A lucky Lindbergh
At 62, Reeve Lindbergh, the youngest child of Charles Lindbergh and Anne Morrow Lindbergh, is finally coming into her own.
Her first two memoirs revolved around her parents. Now she takes center stage in her third memoir, "Forward From Here: Leaving Middle Age - and Other Unexpected Adventures" (Simon & Schuster). From her farm in Passumpsic, Vt., she offers wry views on nature and writing. Yet what's most touching are two essays about her parents. In one, she meditates on eternal truths while staying on the Florida island where her mother wrote "Gift From the Sea" decades earlier.

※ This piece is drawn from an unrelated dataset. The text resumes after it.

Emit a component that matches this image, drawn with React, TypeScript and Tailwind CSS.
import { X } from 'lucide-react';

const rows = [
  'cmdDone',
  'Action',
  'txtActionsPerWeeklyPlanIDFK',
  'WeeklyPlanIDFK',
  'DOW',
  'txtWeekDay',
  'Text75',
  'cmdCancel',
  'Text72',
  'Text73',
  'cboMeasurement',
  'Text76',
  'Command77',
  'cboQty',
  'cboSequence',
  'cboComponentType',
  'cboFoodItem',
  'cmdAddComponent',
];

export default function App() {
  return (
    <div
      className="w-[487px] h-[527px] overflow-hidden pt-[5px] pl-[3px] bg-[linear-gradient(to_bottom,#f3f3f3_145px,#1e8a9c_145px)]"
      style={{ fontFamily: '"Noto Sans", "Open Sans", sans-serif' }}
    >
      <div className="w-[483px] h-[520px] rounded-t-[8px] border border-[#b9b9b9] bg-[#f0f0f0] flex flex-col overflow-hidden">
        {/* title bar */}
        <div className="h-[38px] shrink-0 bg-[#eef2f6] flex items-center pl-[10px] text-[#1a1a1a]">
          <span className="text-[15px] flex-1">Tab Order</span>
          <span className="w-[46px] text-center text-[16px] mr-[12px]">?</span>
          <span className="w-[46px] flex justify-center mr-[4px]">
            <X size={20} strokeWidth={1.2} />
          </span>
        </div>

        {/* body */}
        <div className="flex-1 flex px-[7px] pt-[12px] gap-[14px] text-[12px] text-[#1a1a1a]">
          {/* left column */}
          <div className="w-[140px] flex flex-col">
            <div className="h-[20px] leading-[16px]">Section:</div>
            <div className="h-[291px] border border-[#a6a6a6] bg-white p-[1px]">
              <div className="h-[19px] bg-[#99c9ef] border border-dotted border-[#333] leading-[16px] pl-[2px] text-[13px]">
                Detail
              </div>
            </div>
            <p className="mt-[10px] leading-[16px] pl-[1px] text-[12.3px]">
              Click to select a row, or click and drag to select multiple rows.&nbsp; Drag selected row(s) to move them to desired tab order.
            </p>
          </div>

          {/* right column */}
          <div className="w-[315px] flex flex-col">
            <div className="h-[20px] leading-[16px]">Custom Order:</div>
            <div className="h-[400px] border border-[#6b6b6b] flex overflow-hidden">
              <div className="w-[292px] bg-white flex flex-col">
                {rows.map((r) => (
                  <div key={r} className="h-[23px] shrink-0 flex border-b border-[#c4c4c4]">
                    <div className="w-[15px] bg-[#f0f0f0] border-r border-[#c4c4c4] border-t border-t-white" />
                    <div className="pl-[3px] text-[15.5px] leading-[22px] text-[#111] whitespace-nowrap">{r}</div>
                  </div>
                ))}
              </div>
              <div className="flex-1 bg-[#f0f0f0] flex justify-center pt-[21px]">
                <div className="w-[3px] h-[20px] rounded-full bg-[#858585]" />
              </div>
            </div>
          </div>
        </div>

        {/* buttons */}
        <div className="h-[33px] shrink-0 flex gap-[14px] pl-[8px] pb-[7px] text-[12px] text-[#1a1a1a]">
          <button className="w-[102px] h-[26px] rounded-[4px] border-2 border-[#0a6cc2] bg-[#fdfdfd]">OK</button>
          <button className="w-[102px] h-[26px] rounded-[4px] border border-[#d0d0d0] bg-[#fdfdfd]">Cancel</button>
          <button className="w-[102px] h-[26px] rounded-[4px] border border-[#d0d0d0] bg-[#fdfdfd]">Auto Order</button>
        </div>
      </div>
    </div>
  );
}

In the other, she feels anger, then compassion upon learning - 30 years after her father's death - that he had three secret families. She flies to Europe to meet her sisters and brothers (now parents themselves), and they visit her in Vermont, bonding over simple pleasures like flying balsa wood airplanes.
Charity and hope
After World War II, Lita Judge's mother and grandmother sent gifts of food and clothing from Wisconsin to families in Germany. The two collected shoes donated by friends and matched them with tracings of feet sent by people desperately in need of shoes. Judge chronicles the home-grown relief effort in her book "One Thousand Tracings: Healing the Wounds of World War II" (Hyperion).
Susan Goodman, a prolific author whose best-known title may be "The Truth About Poop," takes on the intricacies of electing a president in her new book, "See How They Run: Campaign Dreams, Election Schemes, and the Race to the White House" (Bloomsbury).
Judge and Goodman will join fellow New England author Barbara O'Connor, a four-time winner of the Parents' Choice Award whose new novel is "Greetings From Nowhere" (Farrar, Straus & Giroux), for a reading and discussion at 7:30 p.m. Tuesday at Boston College's Walsh Hall, 150 St. Thomas More Road, Chestnut Hill. The annual event is sponsored by the Foundation for Children's Books.
Impassioned protest
"We Will Be Heard: Voices in the Struggle for Constitutional Rights Past and Present" (Merrell) is an illustrated oral history of some 90 dissenters - the well known and the little known - dating back to 1916. There's Pete Seeger, Benjamin Spock, and Mildred Grossman, a teacher who was fired in 1952 after her loyalty to the United States was questioned in proceedings she calls "pure 'Alice in Wonderland.' "
The creators of the book, Bud and Ruth Schultz, a married couple who live in West Hartford, Conn., culled interviews and photographs from 25 years of research. The most important lesson gained from the sharecroppers, Japanese citizens confined to internment camps, antiwar protesters, and union activists in the book, said Bud Schultz, is that "they paid a price but they made a difference."
Coming out
Pick of the week
Laura Lucy of White Birch Books, in North Conway, N.H., recommends "Skeletons at the Feast," by Chris Bohjalian (Shaye Areheart): "Near the end of World War II, the Emmerichs, a Prussian family, leave their estate and head west to escape the approaching Russian army. Based on the real diaries of a family friend, the novel captures the horror and senselessness of war as well as the power of friendship, love, and family."